REQUIREMENTS.
Set the listing down unchanged, minus every embedded image.

DATA SHOWN.
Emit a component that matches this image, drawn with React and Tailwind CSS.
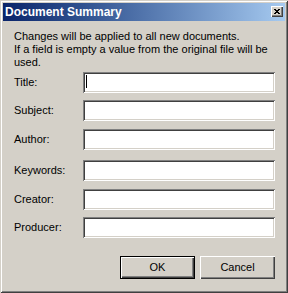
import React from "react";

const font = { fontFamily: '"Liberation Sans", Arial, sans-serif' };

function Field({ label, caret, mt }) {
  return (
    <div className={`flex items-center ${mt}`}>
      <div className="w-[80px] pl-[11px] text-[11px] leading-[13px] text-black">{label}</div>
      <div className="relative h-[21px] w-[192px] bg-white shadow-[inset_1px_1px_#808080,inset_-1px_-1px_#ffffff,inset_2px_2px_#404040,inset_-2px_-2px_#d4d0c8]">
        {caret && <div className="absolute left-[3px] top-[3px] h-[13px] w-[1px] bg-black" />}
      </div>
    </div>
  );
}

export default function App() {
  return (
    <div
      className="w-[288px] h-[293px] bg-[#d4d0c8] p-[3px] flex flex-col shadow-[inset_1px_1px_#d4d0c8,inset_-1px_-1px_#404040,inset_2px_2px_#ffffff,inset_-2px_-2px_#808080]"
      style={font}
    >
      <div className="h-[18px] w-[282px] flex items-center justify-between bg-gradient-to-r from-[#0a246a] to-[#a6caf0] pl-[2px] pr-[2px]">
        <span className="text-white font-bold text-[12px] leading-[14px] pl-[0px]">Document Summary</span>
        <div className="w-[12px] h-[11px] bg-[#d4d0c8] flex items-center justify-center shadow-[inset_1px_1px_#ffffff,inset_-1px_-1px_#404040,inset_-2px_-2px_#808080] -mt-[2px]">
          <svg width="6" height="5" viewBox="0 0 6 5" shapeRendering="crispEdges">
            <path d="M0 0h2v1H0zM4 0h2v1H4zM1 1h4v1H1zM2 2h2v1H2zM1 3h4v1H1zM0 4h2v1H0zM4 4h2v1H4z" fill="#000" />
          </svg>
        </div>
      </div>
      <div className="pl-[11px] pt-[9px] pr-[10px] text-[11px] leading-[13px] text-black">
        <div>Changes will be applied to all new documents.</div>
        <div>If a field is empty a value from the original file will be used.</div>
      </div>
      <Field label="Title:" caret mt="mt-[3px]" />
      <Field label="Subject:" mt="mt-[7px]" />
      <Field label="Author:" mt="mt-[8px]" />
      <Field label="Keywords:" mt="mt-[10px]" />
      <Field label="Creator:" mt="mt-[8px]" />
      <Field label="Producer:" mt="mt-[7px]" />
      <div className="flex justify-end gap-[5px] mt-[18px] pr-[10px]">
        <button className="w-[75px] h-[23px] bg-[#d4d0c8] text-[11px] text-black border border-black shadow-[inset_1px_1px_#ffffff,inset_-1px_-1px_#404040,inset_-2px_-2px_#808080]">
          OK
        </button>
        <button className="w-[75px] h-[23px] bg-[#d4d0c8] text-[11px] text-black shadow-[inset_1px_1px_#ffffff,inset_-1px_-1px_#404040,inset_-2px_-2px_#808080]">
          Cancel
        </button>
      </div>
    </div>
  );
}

TASK OUTPUT.
Emit a component that matches this image, drawn with React and Tailwind CSS.
import React from "react";

const font = { fontFamily: '"Liberation Sans", Arial, sans-serif' };

function Field({ label, caret, mt }) {
  return (
    <div className={`flex items-center ${mt}`}>
      <div className="w-[80px] pl-[11px] text-[11px] leading-[13px] text-black">{label}</div>
      <div className="relative h-[21px] w-[192px] bg-white shadow-[inset_1px_1px_#808080,inset_-1px_-1px_#ffffff,inset_2px_2px_#404040,inset_-2px_-2px_#d4d0c8]">
        {caret && <div className="absolute left-[3px] top-[3px] h-[13px] w-[1px] bg-black" />}
      </div>
    </div>
  );
}

export default function App() {
  return (
    <div
      className="w-[288px] h-[293px] bg-[#d4d0c8] p-[3px] flex flex-col shadow-[inset_1px_1px_#d4d0c8,inset_-1px_-1px_#404040,inset_2px_2px_#ffffff,inset_-2px_-2px_#808080]"
      style={font}
    >
      <div className="h-[18px] w-[282px] flex items-center justify-between bg-gradient-to-r from-[#0a246a] to-[#a6caf0] pl-[2px] pr-[2px]">
        <span className="text-white font-bold text-[12px] leading-[14px] pl-[0px]">Document Summary</span>
        <div className="w-[12px] h-[11px] bg-[#d4d0c8] flex items-center justify-center shadow-[inset_1px_1px_#ffffff,inset_-1px_-1px_#404040,inset_-2px_-2px_#808080] -mt-[2px]">
          <svg width="6" height="5" viewBox="0 0 6 5" shapeRendering="crispEdges">
            <path d="M0 0h2v1H0zM4 0h2v1H4zM1 1h4v1H1zM2 2h2v1H2zM1 3h4v1H1zM0 4h2v1H0zM4 4h2v1H4z" fill="#000" />
          </svg>
        </div>
      </div>
      <div className="pl-[11px] pt-[9px] pr-[10px] text-[11px] leading-[13px] text-black">
        <div>Changes will be applied to all new documents.</div>
        <div>If a field is empty a value from the original file will be used.</div>
      </div>
      <Field label="Title:" caret mt="mt-[3px]" />
      <Field label="Subject:" mt="mt-[7px]" />
      <Field label="Author:" mt="mt-[8px]" />
      <Field label="Keywords:" mt="mt-[10px]" />
      <Field label="Creator:" mt="mt-[8px]" />
      <Field label="Producer:" mt="mt-[7px]" />
      <div className="flex justify-end gap-[5px] mt-[18px] pr-[10px]">
        <button className="w-[75px] h-[23px] bg-[#d4d0c8] text-[11px] text-black border border-black shadow-[inset_1px_1px_#ffffff,inset_-1px_-1px_#404040,inset_-2px_-2px_#808080]">
          OK
        </button>
        <button className="w-[75px] h-[23px] bg-[#d4d0c8] text-[11px] text-black shadow-[inset_1px_1px_#ffffff,inset_-1px_-1px_#404040,inset_-2px_-2px_#808080]">
          Cancel
        </button>
      </div>
    </div>
  );
}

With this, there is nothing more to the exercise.